• [Data segment]:
>> BEGIN

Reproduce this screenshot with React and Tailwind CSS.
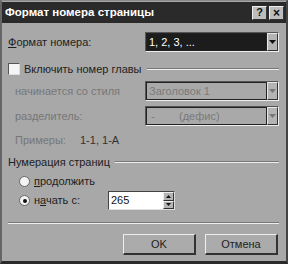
import React from "react";

const Arrow = ({ color = "#111" }) => (
  <svg width="7" height="4" viewBox="0 0 7 4"><polygon points="0,0 7,0 3.5,4" fill={color} /></svg>
);

const ArrowBtn = ({ disabled }) => (
  <div className="w-[11px] h-full bg-[#b4b4b4] border-t border-l border-t-[#e8e8e8] border-l-[#e8e8e8] border-b border-r border-b-[#333] border-r-[#333] flex items-center justify-center">
    <Arrow color={disabled ? "#777" : "#111"} />
  </div>
);

const Combo = ({ children, selected, disabled }) => (
  <div className="w-[134px] h-[20px] border-t border-l border-t-[#555] border-l-[#555] border-b border-r border-b-[#eee] border-r-[#eee] flex">
    <div className={"flex-1 flex items-center pl-[2px] border border-[#222] " + (selected ? "bg-[#1c1c1c] text-white" : "bg-[#a9a9a9] text-[#7a7a7a]")}>
      {children}
    </div>
    <ArrowBtn disabled={disabled} />
  </div>
);

const Radio = ({ checked }) => (
  <div className="w-[11px] h-[11px] rounded-full bg-[#f4f4f4] border border-[#666] flex items-center justify-center">
    {checked && <div className="w-[4px] h-[4px] rounded-full bg-[#111]" />}
  </div>
);

const Button = ({ children }) => (
  <div className="w-[73px] h-[21px] bg-[#ababab] border-t border-l border-t-[#eee] border-l-[#eee] border-b-2 border-r-2 border-b-[#333] border-r-[#333] flex items-center justify-center text-[#222]">
    {children}
  </div>
);

export default function App() {
  return (
    <div
      className="w-[288px] h-[264px] bg-[#a8a8a8] border-l-2 border-t border-l-[#666] border-t-[#888] border-r-2 border-b-[3px] border-r-[#444] border-b-[#2a2a2a] flex flex-col text-[11px] text-[#1e1e1e]"
      style={{ fontFamily: '"Liberation Sans", Arial, sans-serif' }}
    >
      <div className="h-[21px] bg-[#2a2a2a] flex items-center justify-between pl-[3px] pr-[2px] mt-[1px]">
        <span className="text-white font-bold text-[11.5px]">Формат номера страницы</span>
        <div className="flex gap-[2px]">
          <div className="w-[15px] h-[14px] bg-[#bdbdbd] border-t border-l border-[#eee] border-b border-r border-b-[#333] border-r-[#333] flex items-center justify-center text-[11px] font-bold leading-none text-[#111]">?</div>
          <div className="w-[15px] h-[14px] bg-[#bdbdbd] border-t border-l border-[#eee] border-b border-r border-b-[#333] border-r-[#333] flex items-center justify-center text-[12px] font-bold leading-none text-[#111]">×</div>
        </div>
      </div>

      <div className="flex flex-col pl-[6px] pr-[7px]">
        <div className="flex items-center justify-between mt-[9px]">
          <span><span className="underline">Ф</span>ормат номера:</span>
          <Combo selected>1, 2, 3, ...</Combo>
        </div>

        <div className="flex items-center mt-[10px] h-[14px]">
          <div className="w-[12px] h-[12px] bg-[#f5f5f5] border-t border-l border-t-[#555] border-l-[#555] border-b border-r border-b-[#ddd] border-r-[#ddd]" />
          <span className="ml-[4px] text-[#222]">Включить номер главы</span>
          <div className="flex-1 ml-[5px] h-[2px] border-t border-t-[#777] border-b border-b-[#eee]" />
        </div>

        <div className="flex items-center justify-between mt-[5px] text-[#777]">
          <span className="ml-[7px]">начинается со стиля</span>
          <Combo disabled>Заголовок 1</Combo>
        </div>

        <div className="flex items-center justify-between mt-[5px] text-[#777]">
          <span className="ml-[7px]">разделитель:</span>
          <Combo disabled><span className="w-[30px] pl-[2px]">-</span>(дефис)</Combo>
        </div>

        <div className="flex items-center mt-[8px] h-[13px]">
          <span className="ml-[7px] w-[65px] text-[#777]">Примеры:</span>
          <span className="text-[#333]">1-1, 1-А</span>
        </div>

        <div className="flex items-center mt-[8px] h-[14px]">
          <span className="text-[#222]">Нумерация страниц</span>
          <div className="flex-1 ml-[5px] h-[2px] border-t border-t-[#777] border-b border-b-[#eee]" />
        </div>

        <div className="flex items-center mt-[6px] h-[13px] pl-[11px]">
          <Radio />
          <span className="ml-[4px]"><span className="underline">п</span>родолжить</span>
        </div>

        <div className="flex items-center mt-[3px] h-[19px] pl-[11px]">
          <Radio checked />
          <span className="ml-[4px] w-[74px]">н<span className="underline">а</span>чать с:</span>
          <div className="w-[67px] h-[19px] bg-white border-t border-l border-t-[#444] border-l-[#444] border-b border-r border-b-[#ddd] border-r-[#ddd] flex items-center">
            <span className="flex-1 pl-[2px] text-[#111]">265</span>
            <div className="w-[11px] h-full flex flex-col">
              <div className="flex-1 bg-[#b4b4b4] border border-t-[#eee] border-l-[#eee] border-b-[#333] border-r-[#333] flex items-center justify-center">
                <svg width="5" height="3" viewBox="0 0 5 3"><polygon points="0,3 5,3 2.5,0" fill="#111" /></svg>
              </div>
              <div className="flex-1 bg-[#b4b4b4] border border-t-[#eee] border-l-[#eee] border-b-[#333] border-r-[#333] flex items-center justify-center">
                <svg width="5" height="3" viewBox="0 0 5 3"><polygon points="0,0 5,0 2.5,3" fill="#111" /></svg>
              </div>
            </div>
          </div>
        </div>

        <div className="mt-[12px] h-[2px] border-t border-t-[#777] border-b border-b-[#eee]" />

        <div className="flex justify-end gap-[9px] mt-[10px] pr-[1px]">
          <Button>OK</Button>
          <Button>Отмена</Button>
        </div>
      </div>
    </div>
  );
}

>> END

• [Aim of the task]: Transcribe the whole listing exactly. Pictures stay out of your copy.

• [Solved problem]:
Reproduce this screenshot with React and Tailwind CSS.
import React from "react";

const Arrow = ({ color = "#111" }) => (
  <svg width="7" height="4" viewBox="0 0 7 4"><polygon points="0,0 7,0 3.5,4" fill={color} /></svg>
);

const ArrowBtn = ({ disabled }) => (
  <div className="w-[11px] h-full bg-[#b4b4b4] border-t border-l border-t-[#e8e8e8] border-l-[#e8e8e8] border-b border-r border-b-[#333] border-r-[#333] flex items-center justify-center">
    <Arrow color={disabled ? "#777" : "#111"} />
  </div>
);

const Combo = ({ children, selected, disabled }) => (
  <div className="w-[134px] h-[20px] border-t border-l border-t-[#555] border-l-[#555] border-b border-r border-b-[#eee] border-r-[#eee] flex">
    <div className={"flex-1 flex items-center pl-[2px] border border-[#222] " + (selected ? "bg-[#1c1c1c] text-white" : "bg-[#a9a9a9] text-[#7a7a7a]")}>
      {children}
    </div>
    <ArrowBtn disabled={disabled} />
  </div>
);

const Radio = ({ checked }) => (
  <div className="w-[11px] h-[11px] rounded-full bg-[#f4f4f4] border border-[#666] flex items-center justify-center">
    {checked && <div className="w-[4px] h-[4px] rounded-full bg-[#111]" />}
  </div>
);

const Button = ({ children }) => (
  <div className="w-[73px] h-[21px] bg-[#ababab] border-t border-l border-t-[#eee] border-l-[#eee] border-b-2 border-r-2 border-b-[#333] border-r-[#333] flex items-center justify-center text-[#222]">
    {children}
  </div>
);

export default function App() {
  return (
    <div
      className="w-[288px] h-[264px] bg-[#a8a8a8] border-l-2 border-t border-l-[#666] border-t-[#888] border-r-2 border-b-[3px] border-r-[#444] border-b-[#2a2a2a] flex flex-col text-[11px] text-[#1e1e1e]"
      style={{ fontFamily: '"Liberation Sans", Arial, sans-serif' }}
    >
      <div className="h-[21px] bg-[#2a2a2a] flex items-center justify-between pl-[3px] pr-[2px] mt-[1px]">
        <span className="text-white font-bold text-[11.5px]">Формат номера страницы</span>
        <div className="flex gap-[2px]">
          <div className="w-[15px] h-[14px] bg-[#bdbdbd] border-t border-l border-[#eee] border-b border-r border-b-[#333] border-r-[#333] flex items-center justify-center text-[11px] font-bold leading-none text-[#111]">?</div>
          <div className="w-[15px] h-[14px] bg-[#bdbdbd] border-t border-l border-[#eee] border-b border-r border-b-[#333] border-r-[#333] flex items-center justify-center text-[12px] font-bold leading-none text-[#111]">×</div>
        </div>
      </div>

      <div className="flex flex-col pl-[6px] pr-[7px]">
        <div className="flex items-center justify-between mt-[9px]">
          <span><span className="underline">Ф</span>ормат номера:</span>
          <Combo selected>1, 2, 3, ...</Combo>
        </div>

        <div className="flex items-center mt-[10px] h-[14px]">
          <div className="w-[12px] h-[12px] bg-[#f5f5f5] border-t border-l border-t-[#555] border-l-[#555] border-b border-r border-b-[#ddd] border-r-[#ddd]" />
          <span className="ml-[4px] text-[#222]">Включить номер главы</span>
          <div className="flex-1 ml-[5px] h-[2px] border-t border-t-[#777] border-b border-b-[#eee]" />
        </div>

        <div className="flex items-center justify-between mt-[5px] text-[#777]">
          <span className="ml-[7px]">начинается со стиля</span>
          <Combo disabled>Заголовок 1</Combo>
        </div>

        <div className="flex items-center justify-between mt-[5px] text-[#777]">
          <span className="ml-[7px]">разделитель:</span>
          <Combo disabled><span className="w-[30px] pl-[2px]">-</span>(дефис)</Combo>
        </div>

        <div className="flex items-center mt-[8px] h-[13px]">
          <span className="ml-[7px] w-[65px] text-[#777]">Примеры:</span>
          <span className="text-[#333]">1-1, 1-А</span>
        </div>

        <div className="flex items-center mt-[8px] h-[14px]">
          <span className="text-[#222]">Нумерация страниц</span>
          <div className="flex-1 ml-[5px] h-[2px] border-t border-t-[#777] border-b border-b-[#eee]" />
        </div>

        <div className="flex items-center mt-[6px] h-[13px] pl-[11px]">
          <Radio />
          <span className="ml-[4px]"><span className="underline">п</span>родолжить</span>
        </div>

        <div className="flex items-center mt-[3px] h-[19px] pl-[11px]">
          <Radio checked />
          <span className="ml-[4px] w-[74px]">н<span className="underline">а</span>чать с:</span>
          <div className="w-[67px] h-[19px] bg-white border-t border-l border-t-[#444] border-l-[#444] border-b border-r border-b-[#ddd] border-r-[#ddd] flex items-center">
            <span className="flex-1 pl-[2px] text-[#111]">265</span>
            <div className="w-[11px] h-full flex flex-col">
              <div className="flex-1 bg-[#b4b4b4] border border-t-[#eee] border-l-[#eee] border-b-[#333] border-r-[#333] flex items-center justify-center">
                <svg width="5" height="3" viewBox="0 0 5 3"><polygon points="0,3 5,3 2.5,0" fill="#111" /></svg>
              </div>
              <div className="flex-1 bg-[#b4b4b4] border border-t-[#eee] border-l-[#eee] border-b-[#333] border-r-[#333] flex items-center justify-center">
                <svg width="5" height="3" viewBox="0 0 5 3"><polygon points="0,0 5,0 2.5,3" fill="#111" /></svg>
              </div>
            </div>
          </div>
        </div>

        <div className="mt-[12px] h-[2px] border-t border-t-[#777] border-b border-b-[#eee]" />

        <div className="flex justify-end gap-[9px] mt-[10px] pr-[1px]">
          <Button>OK</Button>
          <Button>Отмена</Button>
        </div>
      </div>
    </div>
  );
}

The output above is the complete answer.